Edo Torii (Hishikawa) Printmaker
Torii (originally Sekiguchi) Shinsuke. F. N.: Ichibei. Go: Kiyonaga.
Torii Kiyonaga was born the son of a bookseller and publisher in Uraga. He moved to Edo in 1765 and became the pupil of Torii Kiyomitsu. Very early in his artist career Kiyonaga abandoned the traditional actor print of the Torii shcool, and only returned to it briefly before retiring from printmaking altogether (around 1790 he gave up print designing, but continued to paint).
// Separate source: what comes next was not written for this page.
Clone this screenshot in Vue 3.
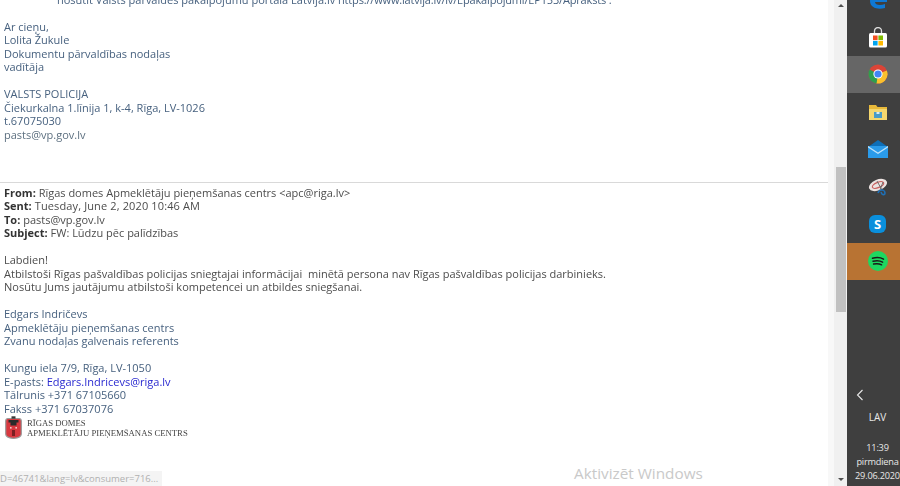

Upon the death of his teacher he was adopted by the Torii family, inheriting the estate and becoming the last major member of the Torii school. From 1781 to 1788 he was perhaps the greatest ukiyo-e master, and he had a tremendous influence on all artists of the last 15 years of the 18th century. He showed great originality as a draftsman and a colorist. He produced a large number of prints, generally of bijin or stylish young men shown in the teahouses, shops, and streets of Edo, but also some of actors together with their accompanying artists, such as musicians and chanters. His prints were well designed, with calm and graceful figures. The carefully rendered details of interiors give a good picture of late 18th century Edo life. His work shows considerable influence from Haronobu, Koryusai, and Shigenaga.
Kiyonaga is also credited with developing the modern triptych, or three sheet print, as being printed onto individual sheets of paper (previous to Kiyonaga prints were printed as one image and then divided into three).